In your expert opinion, what impact has the pandemic had on businesses tax-wise and what advice can you give to entrepreneurs to help them during the COVID-19 outbreak?
The government has been introducing various tax relief measures on a regular basis to help Canadians get through this pandemic. As things begin to stabilize and the economy opens up, businesses should expect more in the form of elimination and changes to current tax relief measures, with the introduction of new more long-term tax measures to help the economy begin to grow again. In addition, with all of this tax relief and government spending, there will be a need for increased taxes at some point in the near future. In this regard, businesses need to stay current on the tax measures and consider how they will impact cash flow and profitability.

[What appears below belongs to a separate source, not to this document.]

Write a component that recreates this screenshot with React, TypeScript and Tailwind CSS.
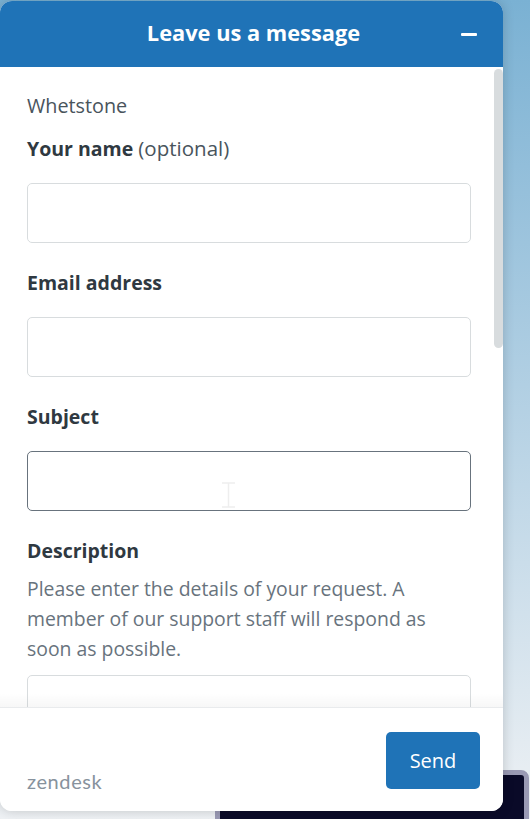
const font = { fontFamily: '"Open Sans", "Noto Sans", sans-serif' };

function Field({ focused = false }: { focused?: boolean }) {
  return (
    <div
      className={`h-[60px] w-[444px] rounded-[5px] border bg-white ${
        focused ? 'border-[#68737d]' : 'border-[#d8dcde]'
      }`}
    />
  );
}

export default function App() {
  return (
    <div
      className="relative h-[819px] w-[530px] overflow-hidden bg-gradient-to-b from-[#7ab1d3] to-[#eef1f4]"
      style={font}
    >
      {/* app button behind the widget */}
      <div className="absolute left-[215px] top-[770px] h-[60px] w-[314px] rounded-[8px] border-[5px] border-[#9a9ab4] bg-[#0a0a28]" />

      {/* widget */}
      <div className="absolute left-0 top-[1px] flex h-[810px] w-[503px] flex-col overflow-hidden rounded-[12px] bg-white shadow-[0_0_12px_rgba(0,0,0,0.18)]">
        <header className="relative flex h-[66px] shrink-0 items-center justify-center bg-[#1f73b7] pb-[2px] pl-[4px]">
          <h1 className="text-[21.8px] font-bold text-white">Leave us a message</h1>
          <span className="absolute left-[461px] top-[32px] h-[3px] w-[16px] rounded-[1px] bg-white" />
        </header>

        <div className="relative flex-1 overflow-hidden">
          <main className="pl-[27px] text-[#2f3941]">
            <p className="mt-[26px] text-[19.8px] leading-[26px] text-[#49545c]">Whetstone</p>
            <label className="mt-[17px] block h-[26px] text-[19.5px] leading-[26px]">
              <span className="font-bold">Your name</span>{' '}
              <span className="text-[20.5px] leading-none text-[#49545c]">(optional)</span>
            </label>
            <div className="mt-[21px]">
              <Field />
            </div>
            <label className="mt-[27px] block text-[19.5px] font-bold leading-[26px]">Email address</label>
            <div className="mt-[21px]">
              <Field />
            </div>
            <label className="mt-[27px] block text-[19.5px] font-bold leading-[26px]">Subject</label>
            <div className="relative mt-[21px]">
              <Field focused />
              {/* mouse cursor */}
              <svg className="absolute left-[194px] top-[31px]" width="15" height="26" viewBox="0 0 15 26" fill="none" stroke="#eeeeee" strokeWidth="1.5">
                <path d="M1 1h13M7.5 1v24M1 25h13" />
              </svg>
            </div>
            <label className="mt-[27px] block text-[19.5px] font-bold leading-[26px]">Description</label>
            <p className="mt-[10px] w-[444px] text-[19.4px] leading-[30px] text-[#68737d]">
              Please enter the details of your request. A member of our support staff will respond as soon as possible.
            </p>
            <div className="mt-[11px]">
              <Field />
            </div>
          </main>
          {/* scrollbar */}
          <div className="absolute left-[494px] top-[2px] h-[279px] w-[9px] rounded-full bg-[#d8dcde]" />
          <div className="absolute bottom-0 left-0 h-[14px] w-full bg-gradient-to-b from-transparent to-[#00000008]" />
        </div>

        <footer className="flex h-[104px] shrink-0 items-start justify-between border-t border-[#e9ebed] bg-white pl-[27px] pr-[23px]">
          <span className="mt-[61px] text-[20px] leading-[24px] tracking-[0.6px] text-[#87929d]" style={{ fontFamily: 'Lato, sans-serif' }}>
            zendesk
          </span>
          <button className="mt-[24px] h-[57px] w-[94px] rounded-[5px] bg-[#1f73b7] text-[20px] text-white">Send</button>
        </footer>
      </div>
    </div>
  );
}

Entrepreneurs need to plan for things such as: maximizing their eligibility for government grants and credits; loss utilization to minimize current year taxes and/or recover prior year taxes; asset sale strategies such as disposing of or writing down obsolete assets to provide tax deductions in the current year; corporate tax planning to allow the owner to withdraw funds at a lower tax rate; amalgamation/windups to eliminate unprofitable businesses and use losses against profitable businesses; and managing employee/employer payroll tax through salary deferral planning, non-cash benefits, etc. All of these planning strategies have the potential to minimize a business’s tax burden by providing cash flow liquidity. It is a matter of identifying and planning for the right strategies that are the most suitable for a particular business to help in its recovery.
What is your key advice to small business owners in general that can be beneficial for them during these unprecedented times?
Business owners need to have a business plan and use this opportunity to take an in-depth review of their business. They should not just be budgeting for the short term. Entrepreneurs should be reviewing all aspects of their business, including:
- Business lines and products to determine which are profitable versus unprofitable, and which should be discontinued
- Opportunities for new business lines/products that this pandemic has created and their business could provide (”re-invent your business”)
- How their product or service is being delivered to the market place to get up to speed on technology and new customer habits
- Review and eliminate expenses which are not necessary for your business, for example, if working from home is an option, consider getting rid of excess office space
- Investing in marketing/business development to attract customers and stay current with their needs.
Overall, small businesses need to have a business plan for the near and distant future in order to be ready once the pandemic is over, as the past’s business and consumer environment has and will be changed forever.